Davacı dava konusu yayında kendisi için "FP sandalyesinde bir mürit vali, tarikat şeyhinin müridi" gibi nitelendirmeler yapıldığını belirterek tazminat istemiştir. Konu ile ilgili yayınlar üzerine yapılan müfettiş incelemesi sonucunda davacının tarikat faaliyetine katıldığı ve tarikat şeyhi ile ilişkisi olduğunu kanıtlayacak belge ve tanık bulunmadığı nedeniyle İçişleri Bakanı tarafından davacı hakkında soruşturma izni verilmediği, davacının benzer yayınlar nedeniyle davalar açtığı anlaşılmaktadır. Dosyadaki bilgi, belge ve açıklamalar ile bilhassa davacı tarafından açılmış bulunan ve dairemizde 20/5/2002 günü temyiz incelemesi yapılan Ankara 17. Asliye Hukuk Mahkemesinin 2000/845 Esas ve 2001/829 Karar sayılı dosyasında bulunan kanıtlar değerlendirildiğinde; davacının 17-18 Aralık 1998 tarihlerinde F... Partisi B... İlçe binasının açılışına, aynı partinin ilçe divan toplantısına katıldığı ve birer konuşma yaptığı, siyasi geçmişini anlattığı, belediye başkanlığına aday adayı olduğu, bir müteahhidin yazıhanesini seçim karargahı olarak kullandığı, iddialarının mülkiye müfettişleri tarafından disiplin yönünden soruşturulması sonucunda davacının, hizmet dışında devlet memurunun itibar ve güven duygusunu sarsacak nitelikte davranışlarda bulunması nedeniyle kınama cezası ile cezalandırılması gerektiği sonucuna varıldığı; yine davacı hakkında düzenlenen müfettiş değerlendirme raporu sonucunda Teftiş Kurulu Başkanı tarafından bakanlık makamına yazılan 27/4/2000 tarih ve 768 sayılı yazıda davacı için, "... Anayasanın temel prensiplerine, özellikle laiklik ilkesine uygun bir tutum ve davranış sergilemediği, ...belli bir siyasi görüşe angaje olduğu... fonksiyonel görev üstlenmek için yeterli olmadığı, tutarsız, dengesiz ve yanlı davranışlar sergilediği,., temsil vasfını ve belirli bir aktiviteyi gerektiren Kaymakamlık ve Vali Yardımcılığı görevlerinde istihdamının sakıncalı olduğun" dan sözedildiği, davacı için belirlenen bu olgu ve nitelendirmelere göre yayında kullanılan sözcüklerin görünürdeki gerçeğe uygun bulunduğu sonuç ve kanaatine varılmıştır.

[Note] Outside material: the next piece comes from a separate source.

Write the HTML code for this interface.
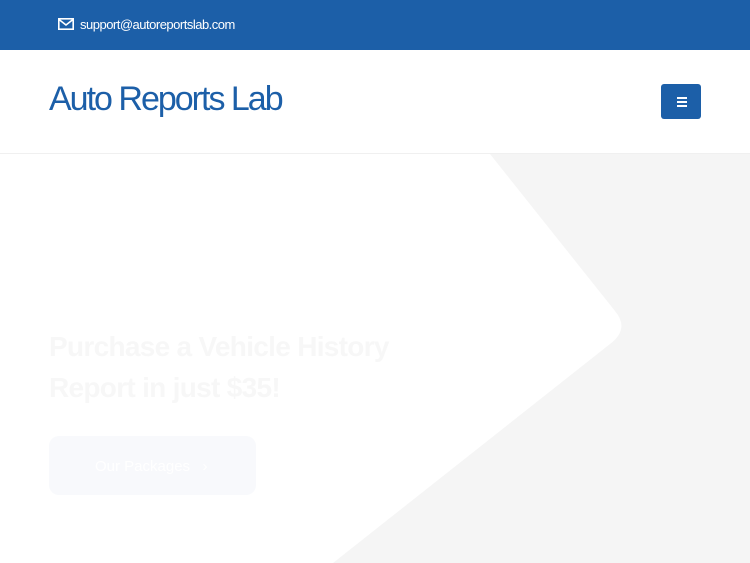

Şu durum karşısında davacının kişilik hakkına saldırı bulunmadığı nedeniyle davanın reddedilmesi gerekirken mahkemece davalıların sorumluluğuna karar verilmesi bozmayı gerektirmiştir.
SONUÇ: Temyiz olunan kararın yukarıda açıklanan nedenle BOZULMASINA ve peşin alınan harcın istek halinde geri verilmesine 20/5/2002 gününde oybirliğiyle karar verildi.